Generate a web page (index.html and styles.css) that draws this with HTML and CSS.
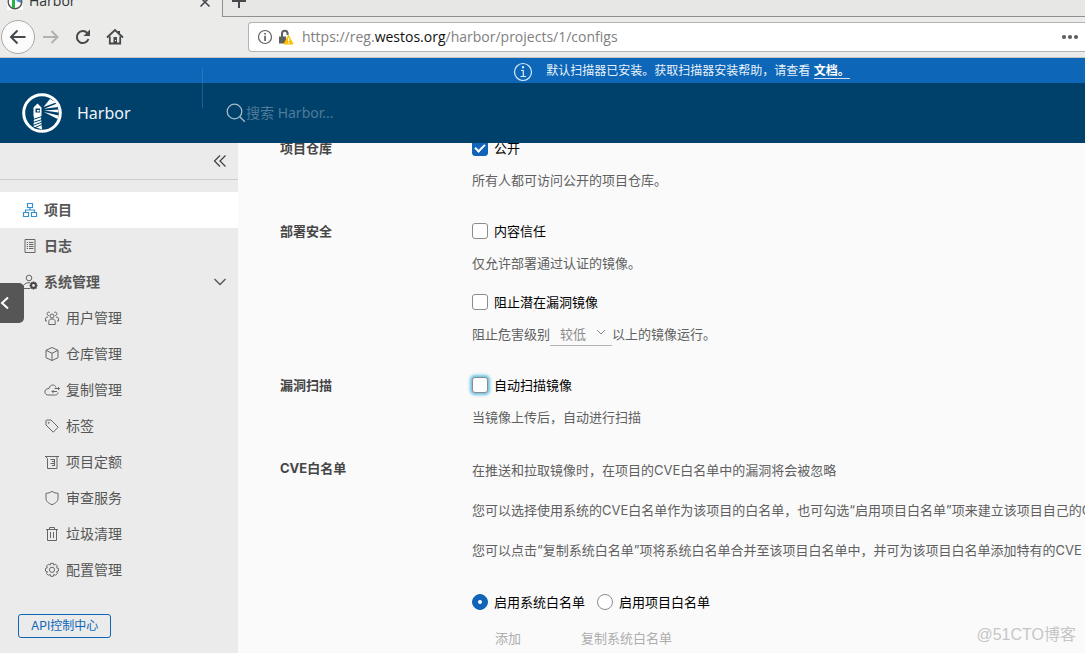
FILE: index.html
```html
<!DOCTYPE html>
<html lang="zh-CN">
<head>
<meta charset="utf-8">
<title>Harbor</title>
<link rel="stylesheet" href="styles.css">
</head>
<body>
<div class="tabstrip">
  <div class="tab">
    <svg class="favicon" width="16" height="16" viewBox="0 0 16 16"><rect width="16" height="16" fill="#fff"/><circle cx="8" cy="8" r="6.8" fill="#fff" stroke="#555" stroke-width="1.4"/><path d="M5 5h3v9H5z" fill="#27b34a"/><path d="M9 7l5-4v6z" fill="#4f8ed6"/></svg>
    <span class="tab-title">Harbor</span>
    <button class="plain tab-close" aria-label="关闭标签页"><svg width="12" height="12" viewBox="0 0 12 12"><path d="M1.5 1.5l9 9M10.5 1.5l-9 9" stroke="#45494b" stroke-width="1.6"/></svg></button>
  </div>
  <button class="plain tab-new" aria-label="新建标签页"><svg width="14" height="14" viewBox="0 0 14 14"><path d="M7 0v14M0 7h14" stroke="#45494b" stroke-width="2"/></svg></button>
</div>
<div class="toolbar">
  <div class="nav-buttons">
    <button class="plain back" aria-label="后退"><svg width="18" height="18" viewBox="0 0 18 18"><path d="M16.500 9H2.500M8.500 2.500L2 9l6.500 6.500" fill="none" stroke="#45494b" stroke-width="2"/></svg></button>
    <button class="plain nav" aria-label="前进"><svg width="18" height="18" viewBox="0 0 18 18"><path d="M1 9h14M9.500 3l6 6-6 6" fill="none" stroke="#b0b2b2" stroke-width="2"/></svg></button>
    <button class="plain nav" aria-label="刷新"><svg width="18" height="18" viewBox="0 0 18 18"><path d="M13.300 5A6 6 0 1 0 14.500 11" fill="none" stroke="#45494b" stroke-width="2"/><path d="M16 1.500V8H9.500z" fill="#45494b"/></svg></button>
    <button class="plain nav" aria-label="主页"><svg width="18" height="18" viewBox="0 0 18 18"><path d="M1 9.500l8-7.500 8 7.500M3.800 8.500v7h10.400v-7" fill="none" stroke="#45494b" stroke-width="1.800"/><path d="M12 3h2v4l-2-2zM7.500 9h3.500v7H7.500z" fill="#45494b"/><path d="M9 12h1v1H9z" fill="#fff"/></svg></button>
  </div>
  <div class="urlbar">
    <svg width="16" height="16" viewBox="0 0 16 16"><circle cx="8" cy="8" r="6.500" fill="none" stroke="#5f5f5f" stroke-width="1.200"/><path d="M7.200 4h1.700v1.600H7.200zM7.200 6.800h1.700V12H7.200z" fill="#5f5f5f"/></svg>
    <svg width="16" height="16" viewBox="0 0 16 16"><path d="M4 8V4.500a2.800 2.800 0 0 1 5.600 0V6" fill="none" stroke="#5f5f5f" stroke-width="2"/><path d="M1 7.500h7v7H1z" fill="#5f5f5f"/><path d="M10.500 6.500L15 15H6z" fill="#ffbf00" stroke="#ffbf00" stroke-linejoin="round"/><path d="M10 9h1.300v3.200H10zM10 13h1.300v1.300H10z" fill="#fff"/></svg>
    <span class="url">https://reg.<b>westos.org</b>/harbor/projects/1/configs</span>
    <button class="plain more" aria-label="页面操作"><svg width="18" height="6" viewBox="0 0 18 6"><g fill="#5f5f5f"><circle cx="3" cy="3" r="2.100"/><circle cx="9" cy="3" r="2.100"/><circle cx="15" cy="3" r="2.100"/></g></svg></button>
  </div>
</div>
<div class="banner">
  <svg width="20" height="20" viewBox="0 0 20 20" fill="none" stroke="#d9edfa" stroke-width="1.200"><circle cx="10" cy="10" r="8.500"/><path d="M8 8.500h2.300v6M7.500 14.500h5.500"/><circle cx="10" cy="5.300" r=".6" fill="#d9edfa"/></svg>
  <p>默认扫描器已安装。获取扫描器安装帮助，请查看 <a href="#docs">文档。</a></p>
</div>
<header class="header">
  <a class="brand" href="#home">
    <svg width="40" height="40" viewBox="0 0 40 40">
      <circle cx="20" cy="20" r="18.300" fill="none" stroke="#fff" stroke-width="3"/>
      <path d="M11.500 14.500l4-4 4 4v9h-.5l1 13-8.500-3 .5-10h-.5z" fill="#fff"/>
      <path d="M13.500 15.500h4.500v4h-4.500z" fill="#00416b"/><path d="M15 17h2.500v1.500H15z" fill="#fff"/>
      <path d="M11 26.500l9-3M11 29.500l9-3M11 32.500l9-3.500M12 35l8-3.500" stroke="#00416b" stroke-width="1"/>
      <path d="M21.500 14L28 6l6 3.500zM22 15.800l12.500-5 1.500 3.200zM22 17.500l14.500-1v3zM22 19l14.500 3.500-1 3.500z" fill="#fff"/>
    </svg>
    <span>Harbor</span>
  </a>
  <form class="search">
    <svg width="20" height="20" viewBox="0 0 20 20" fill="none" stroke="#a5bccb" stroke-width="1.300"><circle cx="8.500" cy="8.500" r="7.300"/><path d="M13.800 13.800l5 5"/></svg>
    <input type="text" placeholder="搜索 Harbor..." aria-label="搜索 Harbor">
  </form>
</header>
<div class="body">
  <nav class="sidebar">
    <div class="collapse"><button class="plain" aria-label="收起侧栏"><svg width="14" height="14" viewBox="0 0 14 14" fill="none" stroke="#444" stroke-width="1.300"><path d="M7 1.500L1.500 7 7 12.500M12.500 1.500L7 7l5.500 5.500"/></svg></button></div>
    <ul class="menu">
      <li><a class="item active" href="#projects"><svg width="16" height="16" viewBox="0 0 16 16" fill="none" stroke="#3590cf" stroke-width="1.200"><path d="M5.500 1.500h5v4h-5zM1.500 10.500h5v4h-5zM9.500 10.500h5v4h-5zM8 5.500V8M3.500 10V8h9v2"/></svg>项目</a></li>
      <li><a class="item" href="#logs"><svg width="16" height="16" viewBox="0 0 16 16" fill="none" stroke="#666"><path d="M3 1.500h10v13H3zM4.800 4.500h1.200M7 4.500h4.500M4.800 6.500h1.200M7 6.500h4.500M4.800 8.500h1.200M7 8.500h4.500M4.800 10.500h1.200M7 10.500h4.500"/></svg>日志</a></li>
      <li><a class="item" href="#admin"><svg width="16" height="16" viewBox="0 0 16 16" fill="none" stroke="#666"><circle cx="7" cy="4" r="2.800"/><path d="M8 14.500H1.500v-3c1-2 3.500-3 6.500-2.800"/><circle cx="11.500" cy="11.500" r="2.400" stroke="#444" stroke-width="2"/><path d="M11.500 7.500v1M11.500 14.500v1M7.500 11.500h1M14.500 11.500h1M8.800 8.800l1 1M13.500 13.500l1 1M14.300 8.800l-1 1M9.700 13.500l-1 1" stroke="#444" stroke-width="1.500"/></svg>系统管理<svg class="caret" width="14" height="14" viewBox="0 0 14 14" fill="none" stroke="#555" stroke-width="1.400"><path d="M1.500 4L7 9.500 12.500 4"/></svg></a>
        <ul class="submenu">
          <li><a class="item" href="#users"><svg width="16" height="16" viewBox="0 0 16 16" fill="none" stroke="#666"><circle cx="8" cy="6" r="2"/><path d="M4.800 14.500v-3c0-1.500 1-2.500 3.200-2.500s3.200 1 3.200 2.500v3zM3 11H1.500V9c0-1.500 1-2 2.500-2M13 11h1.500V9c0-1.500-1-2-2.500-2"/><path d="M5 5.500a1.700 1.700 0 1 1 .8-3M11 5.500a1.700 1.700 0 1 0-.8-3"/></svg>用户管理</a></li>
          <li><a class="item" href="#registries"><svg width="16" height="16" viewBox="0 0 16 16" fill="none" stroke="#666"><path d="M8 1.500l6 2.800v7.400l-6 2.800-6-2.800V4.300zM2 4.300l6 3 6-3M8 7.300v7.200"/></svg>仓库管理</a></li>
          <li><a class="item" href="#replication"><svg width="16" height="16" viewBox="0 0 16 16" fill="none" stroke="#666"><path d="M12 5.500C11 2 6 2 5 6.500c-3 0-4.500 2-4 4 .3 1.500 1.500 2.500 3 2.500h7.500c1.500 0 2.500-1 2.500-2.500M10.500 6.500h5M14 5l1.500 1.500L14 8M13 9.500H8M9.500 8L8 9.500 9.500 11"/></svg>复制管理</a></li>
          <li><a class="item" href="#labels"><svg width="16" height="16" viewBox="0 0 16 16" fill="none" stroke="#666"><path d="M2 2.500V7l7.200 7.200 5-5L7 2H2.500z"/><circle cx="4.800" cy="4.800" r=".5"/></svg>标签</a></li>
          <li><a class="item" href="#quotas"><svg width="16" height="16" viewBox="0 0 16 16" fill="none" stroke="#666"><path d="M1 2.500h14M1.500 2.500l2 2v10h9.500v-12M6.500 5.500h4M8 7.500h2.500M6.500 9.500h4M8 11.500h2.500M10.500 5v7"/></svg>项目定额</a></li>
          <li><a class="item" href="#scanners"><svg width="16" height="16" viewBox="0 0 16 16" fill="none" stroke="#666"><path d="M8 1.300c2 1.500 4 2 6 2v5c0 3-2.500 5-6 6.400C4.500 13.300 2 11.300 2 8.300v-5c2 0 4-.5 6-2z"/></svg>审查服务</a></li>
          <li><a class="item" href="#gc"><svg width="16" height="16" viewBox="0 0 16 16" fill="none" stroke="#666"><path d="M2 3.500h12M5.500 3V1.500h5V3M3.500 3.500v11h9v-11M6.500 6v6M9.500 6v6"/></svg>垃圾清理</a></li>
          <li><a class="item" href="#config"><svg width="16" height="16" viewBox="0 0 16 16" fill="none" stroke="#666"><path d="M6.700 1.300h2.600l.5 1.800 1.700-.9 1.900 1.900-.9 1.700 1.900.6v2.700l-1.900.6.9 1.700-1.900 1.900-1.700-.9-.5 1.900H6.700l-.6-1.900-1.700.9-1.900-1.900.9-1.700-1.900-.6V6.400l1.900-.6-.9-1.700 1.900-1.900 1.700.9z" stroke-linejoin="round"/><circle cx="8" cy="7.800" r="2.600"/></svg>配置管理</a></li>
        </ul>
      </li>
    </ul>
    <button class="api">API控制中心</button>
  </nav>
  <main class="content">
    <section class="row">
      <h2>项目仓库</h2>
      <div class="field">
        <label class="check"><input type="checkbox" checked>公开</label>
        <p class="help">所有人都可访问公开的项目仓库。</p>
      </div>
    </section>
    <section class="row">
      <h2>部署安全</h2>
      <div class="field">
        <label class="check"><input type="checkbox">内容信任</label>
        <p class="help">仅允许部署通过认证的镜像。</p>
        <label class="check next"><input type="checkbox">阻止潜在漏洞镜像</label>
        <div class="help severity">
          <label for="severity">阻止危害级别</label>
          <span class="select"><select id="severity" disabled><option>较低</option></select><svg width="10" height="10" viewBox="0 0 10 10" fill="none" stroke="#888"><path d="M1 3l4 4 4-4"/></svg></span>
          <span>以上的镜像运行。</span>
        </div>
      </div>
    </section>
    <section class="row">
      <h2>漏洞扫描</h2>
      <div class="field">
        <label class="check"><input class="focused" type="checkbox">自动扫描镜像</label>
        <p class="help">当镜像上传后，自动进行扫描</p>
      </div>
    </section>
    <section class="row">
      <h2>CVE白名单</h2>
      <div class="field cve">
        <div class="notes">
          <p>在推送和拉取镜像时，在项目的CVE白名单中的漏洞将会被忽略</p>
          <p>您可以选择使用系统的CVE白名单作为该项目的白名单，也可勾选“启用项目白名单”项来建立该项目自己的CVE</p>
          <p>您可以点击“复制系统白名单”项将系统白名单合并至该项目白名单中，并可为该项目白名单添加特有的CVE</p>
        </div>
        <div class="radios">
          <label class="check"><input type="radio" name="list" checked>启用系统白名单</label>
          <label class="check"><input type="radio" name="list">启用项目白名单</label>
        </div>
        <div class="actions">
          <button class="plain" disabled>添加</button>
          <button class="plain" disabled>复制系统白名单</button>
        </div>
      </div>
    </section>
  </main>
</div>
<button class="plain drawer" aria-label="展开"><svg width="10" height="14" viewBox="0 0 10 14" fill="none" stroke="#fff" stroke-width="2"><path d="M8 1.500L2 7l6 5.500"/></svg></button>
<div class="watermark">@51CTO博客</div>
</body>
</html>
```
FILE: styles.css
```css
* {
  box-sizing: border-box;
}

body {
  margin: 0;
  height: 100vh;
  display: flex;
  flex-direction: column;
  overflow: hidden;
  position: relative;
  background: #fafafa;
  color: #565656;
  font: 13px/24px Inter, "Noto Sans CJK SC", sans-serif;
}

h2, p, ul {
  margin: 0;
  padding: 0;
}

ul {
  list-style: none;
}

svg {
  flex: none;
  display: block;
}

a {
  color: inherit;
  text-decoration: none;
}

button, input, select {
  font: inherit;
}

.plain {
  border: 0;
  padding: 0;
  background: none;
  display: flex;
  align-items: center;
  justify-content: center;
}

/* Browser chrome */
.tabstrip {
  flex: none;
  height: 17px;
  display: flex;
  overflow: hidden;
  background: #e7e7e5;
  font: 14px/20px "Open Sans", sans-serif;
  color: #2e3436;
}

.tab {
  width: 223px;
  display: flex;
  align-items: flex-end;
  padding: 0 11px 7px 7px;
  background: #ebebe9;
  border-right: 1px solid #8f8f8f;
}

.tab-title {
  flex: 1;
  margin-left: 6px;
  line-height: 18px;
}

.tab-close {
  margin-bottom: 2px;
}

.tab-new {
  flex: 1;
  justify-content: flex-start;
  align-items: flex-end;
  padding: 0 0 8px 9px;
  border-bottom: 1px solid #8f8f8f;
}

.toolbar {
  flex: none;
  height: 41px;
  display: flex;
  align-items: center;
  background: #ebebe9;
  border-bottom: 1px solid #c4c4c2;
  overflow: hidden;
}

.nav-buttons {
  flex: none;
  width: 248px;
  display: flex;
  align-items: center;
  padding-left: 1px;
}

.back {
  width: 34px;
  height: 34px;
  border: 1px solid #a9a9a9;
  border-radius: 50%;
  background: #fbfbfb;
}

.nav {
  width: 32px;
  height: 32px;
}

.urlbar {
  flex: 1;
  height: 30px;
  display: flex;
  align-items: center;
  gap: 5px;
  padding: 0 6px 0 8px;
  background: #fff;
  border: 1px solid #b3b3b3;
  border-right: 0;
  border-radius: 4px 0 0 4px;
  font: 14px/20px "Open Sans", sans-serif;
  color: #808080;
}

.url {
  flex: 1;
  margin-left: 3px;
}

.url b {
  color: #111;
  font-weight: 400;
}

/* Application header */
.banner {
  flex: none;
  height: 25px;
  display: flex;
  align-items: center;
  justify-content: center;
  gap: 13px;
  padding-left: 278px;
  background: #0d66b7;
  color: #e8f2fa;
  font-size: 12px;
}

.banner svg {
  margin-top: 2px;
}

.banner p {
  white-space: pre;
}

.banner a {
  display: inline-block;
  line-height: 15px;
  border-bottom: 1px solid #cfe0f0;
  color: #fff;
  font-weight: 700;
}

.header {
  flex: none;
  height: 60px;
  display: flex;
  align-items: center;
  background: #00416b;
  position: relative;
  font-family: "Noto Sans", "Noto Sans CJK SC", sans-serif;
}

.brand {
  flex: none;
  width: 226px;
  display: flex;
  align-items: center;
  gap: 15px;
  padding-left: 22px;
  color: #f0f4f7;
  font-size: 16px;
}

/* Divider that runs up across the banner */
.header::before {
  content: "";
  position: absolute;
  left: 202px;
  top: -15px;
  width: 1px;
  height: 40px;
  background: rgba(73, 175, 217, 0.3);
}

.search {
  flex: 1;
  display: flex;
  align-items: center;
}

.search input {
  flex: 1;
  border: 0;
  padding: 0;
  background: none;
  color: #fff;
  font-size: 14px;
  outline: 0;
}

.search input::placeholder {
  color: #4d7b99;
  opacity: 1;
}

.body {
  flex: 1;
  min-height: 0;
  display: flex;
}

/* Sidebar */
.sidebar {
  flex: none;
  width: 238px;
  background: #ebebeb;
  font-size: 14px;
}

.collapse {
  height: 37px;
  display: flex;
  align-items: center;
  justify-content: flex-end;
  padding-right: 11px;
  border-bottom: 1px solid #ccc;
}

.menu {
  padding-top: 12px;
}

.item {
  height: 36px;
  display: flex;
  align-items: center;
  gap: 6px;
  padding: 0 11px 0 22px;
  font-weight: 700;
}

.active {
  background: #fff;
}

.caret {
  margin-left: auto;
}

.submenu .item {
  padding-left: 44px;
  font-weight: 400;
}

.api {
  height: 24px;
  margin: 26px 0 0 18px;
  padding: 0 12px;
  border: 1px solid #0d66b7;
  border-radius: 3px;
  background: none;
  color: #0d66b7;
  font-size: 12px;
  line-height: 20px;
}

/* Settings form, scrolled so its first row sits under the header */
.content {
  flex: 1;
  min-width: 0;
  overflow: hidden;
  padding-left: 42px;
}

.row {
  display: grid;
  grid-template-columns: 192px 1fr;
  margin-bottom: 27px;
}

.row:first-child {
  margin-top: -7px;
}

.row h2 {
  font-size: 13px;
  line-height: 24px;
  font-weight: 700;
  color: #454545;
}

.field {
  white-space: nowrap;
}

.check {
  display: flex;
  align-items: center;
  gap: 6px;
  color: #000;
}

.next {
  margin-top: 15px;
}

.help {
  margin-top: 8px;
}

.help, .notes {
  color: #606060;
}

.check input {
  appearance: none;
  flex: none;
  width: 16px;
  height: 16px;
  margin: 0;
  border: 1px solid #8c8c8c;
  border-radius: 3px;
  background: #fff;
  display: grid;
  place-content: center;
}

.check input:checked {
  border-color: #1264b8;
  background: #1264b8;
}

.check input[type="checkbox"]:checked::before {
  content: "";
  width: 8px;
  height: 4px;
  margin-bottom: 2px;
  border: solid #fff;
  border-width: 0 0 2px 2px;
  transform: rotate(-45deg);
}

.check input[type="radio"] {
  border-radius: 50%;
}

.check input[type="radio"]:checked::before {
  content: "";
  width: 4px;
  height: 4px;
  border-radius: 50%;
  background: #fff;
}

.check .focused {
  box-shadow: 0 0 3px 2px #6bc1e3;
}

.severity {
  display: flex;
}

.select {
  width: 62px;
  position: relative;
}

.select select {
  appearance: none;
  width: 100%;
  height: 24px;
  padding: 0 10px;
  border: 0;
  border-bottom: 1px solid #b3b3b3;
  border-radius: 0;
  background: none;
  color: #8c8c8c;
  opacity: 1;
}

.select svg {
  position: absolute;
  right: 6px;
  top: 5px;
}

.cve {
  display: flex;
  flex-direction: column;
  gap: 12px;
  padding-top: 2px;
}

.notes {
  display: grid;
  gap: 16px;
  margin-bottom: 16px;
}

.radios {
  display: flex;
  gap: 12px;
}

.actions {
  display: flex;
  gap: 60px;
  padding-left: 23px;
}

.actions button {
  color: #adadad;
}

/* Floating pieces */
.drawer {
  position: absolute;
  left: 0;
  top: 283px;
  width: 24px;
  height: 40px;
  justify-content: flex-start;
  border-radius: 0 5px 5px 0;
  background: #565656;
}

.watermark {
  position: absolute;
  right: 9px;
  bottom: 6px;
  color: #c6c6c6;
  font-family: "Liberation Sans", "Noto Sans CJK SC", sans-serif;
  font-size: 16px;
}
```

- [Task brief] Only lines with the word "styles" should be collected from the material.

- [Answer]
Generate a web page (index.html and styles.css) that draws this with HTML and CSS.
<link rel="stylesheet" href="styles.css">
FILE: styles.css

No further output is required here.